> Work to complete:
Exactly as written, write out the lines below from the first to the one containing "for (let t = 7", inclusive. Pictures do not belong in the copy.

******************************

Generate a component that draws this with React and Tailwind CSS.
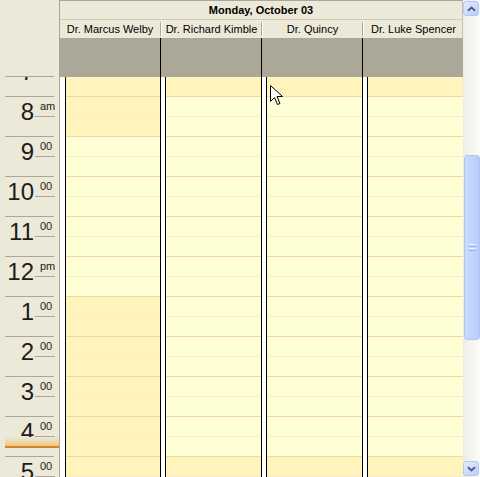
import React from "react";

const HOURS = [
  { h: "8", s: "am" },
  { h: "9", s: "00" },
  { h: "10", s: "00" },
  { h: "11", s: "00" },
  { h: "12", s: "pm" },
  { h: "1", s: "00" },
  { h: "2", s: "00" },
  { h: "3", s: "00" },
  { h: "4", s: "00", now: true },
  { h: "5", s: "00" },
];

const SLOTS = [];
for (let t = 7 * 60 + 30; t <= 17 * 60 + 30; t += 30) SLOTS.push(t);

const DOCTORS = [
  { name: "Dr. Marcus Welby", start: 9 * 60, end: 13 * 60 },
  { name: "Dr. Richard Kimble", start: 8 * 60, end: 17 * 60 },
  { name: "Dr. Quincy", start: 8 * 60, end: 17 * 60 },
  { name: "Dr. Luke Spencer", start: 8 * 60, end: 17 * 60 },
];

function HourBlock({ h, s, now }) {
  return (
    <div className="relative h-[40px]">
      <div className="flex h-[20px]">
        <div className="w-[35px] pr-[1px] text-right text-[24px] leading-[24px] mt-[3px] h-[24px] text-[#1c1c1c] shrink-0">
          {h}
        </div>
        <div className="w-[20px] h-[20px] border-b border-[#aca899] pl-[5px] pt-[4px] text-[11px] leading-[11px] text-[#1c1c1c] shrink-0">
          {s}
        </div>
      </div>
      <div className="h-[20px] mx-[5px] border-b border-[#aca899]" />
      {now && (
        <div className="absolute left-[5px] right-0 top-[20px] flex flex-col">
          <div className="h-[9px] bg-gradient-to-b from-[#ece9d8] to-[#efc77e]" />
          <div className="h-[2px] bg-[#d2862a]" />
        </div>
      )}
    </div>
  );
}

function TimeColumn() {
  return (
    <div className="w-[60px] h-full shrink-0 flex flex-col bg-[#ece9d8] border-r border-[#aca899]">
      <div className="h-[77px] shrink-0 px-[5px]">
        <div className="h-full border-b border-[#aca899]" />
      </div>
      <div className="flex-1 overflow-hidden">
        <div className="-mt-[20px]">
          <HourBlock h="7" s="00" />
        </div>
        {HOURS.map((x) => (
          <HourBlock key={x.h} h={x.h} s={x.s} now={x.now} />
        ))}
      </div>
    </div>
  );
}

function DayColumn({ first, start, end }) {
  return (
    <div
      className={
        first
          ? "flex h-full w-[100px] shrink-0"
          : "flex h-full w-[101px] shrink-0 border-l border-black"
      }
    >
      <div
        className={
          first
            ? "w-[6px] h-full bg-white border-r border-black shrink-0"
            : "w-[5px] h-full bg-white border-r border-black shrink-0"
        }
      />
      <div className="flex-1 flex flex-col">
        {SLOTS.map((t) => {
          const work = t >= start && t < end;
          const hourLine = t % 60 === 30;
          return (
            <div
              key={t}
              className={
                "h-[20px] shrink-0 border-b " +
                (work ? "bg-[#ffffd5] " : "bg-[#fff4bc] ") +
                (hourLine ? "border-[#f5d7a2]" : "border-[#fcebc5]")
              }
            />
          );
        })}
      </div>
    </div>
  );
}

function Chevron({ down }) {
  return (
    <svg width="9" height="6" viewBox="0 0 9 6">
      <path
        d={down ? "M1 1.2 L4.5 4.5 L8 1.2" : "M1 4.8 L4.5 1.5 L8 4.8"}
        fill="none"
        stroke="#4d6185"
        strokeWidth="2"
      />
    </svg>
  );
}

function ScrollButton({ down }) {
  return (
    <div className="h-[17px] w-[17px] shrink-0 p-[1px] pl-0">
      <div className="h-full w-full rounded-[3px] border border-[#b4c8f6] bg-gradient-to-br from-[#e3ebfe] to-[#bccdf9] flex items-center justify-center">
        <Chevron down={down} />
      </div>
    </div>
  );
}

function Scrollbar() {
  return (
    <div className="w-[17px] h-full shrink-0 flex flex-col bg-gradient-to-r from-[#eeede5] to-[#fcfcfa]">
      <ScrollButton />
      <div className="h-[138px] shrink-0" />
      <div className="h-[185px] shrink-0 ml-[1px] rounded-[3px] border border-[#b1c5f5] bg-gradient-to-r from-[#cddbfe] to-[#b9cdfb] flex items-center justify-center">
        <div className="flex flex-col gap-[1px] w-[7px]">
          <div className="h-[1px] bg-[#eef3ff]" />
          <div className="h-[1px] bg-[#8cadf3]" />
          <div className="h-[1px] bg-[#eef3ff]" />
          <div className="h-[1px] bg-[#8cadf3]" />
        </div>
      </div>
      <div className="flex-1" />
      <ScrollButton down />
    </div>
  );
}

export default function App() {
  return (
    <div className="relative flex w-[480px] h-[477px] overflow-hidden bg-[#ece9d8] font-['Liberation_Sans',Arial,sans-serif]">
      <TimeColumn />
      <div className="flex flex-col w-[403px] h-full shrink-0">
        <div className="h-[20px] shrink-0 border-t border-b border-r border-t-[#aca899] border-b-[#d0ccbc] border-r-[#c5c2b2] bg-[#ece9d8] flex items-center justify-center text-[11px] font-bold text-black">
          Monday, October 03
        </div>
        <div className="h-[18px] shrink-0 flex bg-[#ece9d8] border-r border-[#c5c2b2]">
          {DOCTORS.map((d, i) => (
            <div
              key={d.name}
              className={
                i === 0
                  ? "w-[100px] shrink-0 flex items-center"
                  : "w-[101px] shrink-0 flex items-center"
              }
            >
              {i > 0 && (
                <div className="w-[2px] h-[14px] border-l border-r border-l-[#aca899] border-r-white shrink-0" />
              )}
              <div className="flex-1 text-center text-[11px] text-black whitespace-nowrap">
                {d.name}
              </div>
            </div>
          ))}
        </div>
        <div className="h-[39px] shrink-0 flex bg-[#aca899]">
          {DOCTORS.map((d, i) => (
            <div
              key={d.name}
              className={
                i === 0
                  ? "w-[100px] shrink-0 h-full"
                  : "w-[101px] shrink-0 h-full border-l border-black"
              }
            />
          ))}
        </div>
        <div className="flex-1 flex overflow-hidden">
          {DOCTORS.map((d, i) => (
            <DayColumn key={d.name} first={i === 0} start={d.start} end={d.end} />
          ))}
        </div>
      </div>
      <Scrollbar />
      <svg
        className="absolute left-[270px] top-[85px]"
        width="13"
        height="21"
        viewBox="0 0 13 21"
      >
        <path
          d="M0.5 0.5 L0.5 16.5 L4.5 12.5 L7.5 19.5 L10 18.5 L7 11.5 L12.5 11.5 Z"
          fill="white"
          stroke="black"
          strokeWidth="1"
        />
      </svg>
    </div>
  );
}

******************************

> Exercise answer:
Generate a component that draws this with React and Tailwind CSS.
import React from "react";

const HOURS = [
  { h: "8", s: "am" },
  { h: "9", s: "00" },
  { h: "10", s: "00" },
  { h: "11", s: "00" },
  { h: "12", s: "pm" },
  { h: "1", s: "00" },
  { h: "2", s: "00" },
  { h: "3", s: "00" },
  { h: "4", s: "00", now: true },
  { h: "5", s: "00" },
];

const SLOTS = [];
for (let t = 7 * 60 + 30; t <= 17 * 60 + 30; t += 30) SLOTS.push(t);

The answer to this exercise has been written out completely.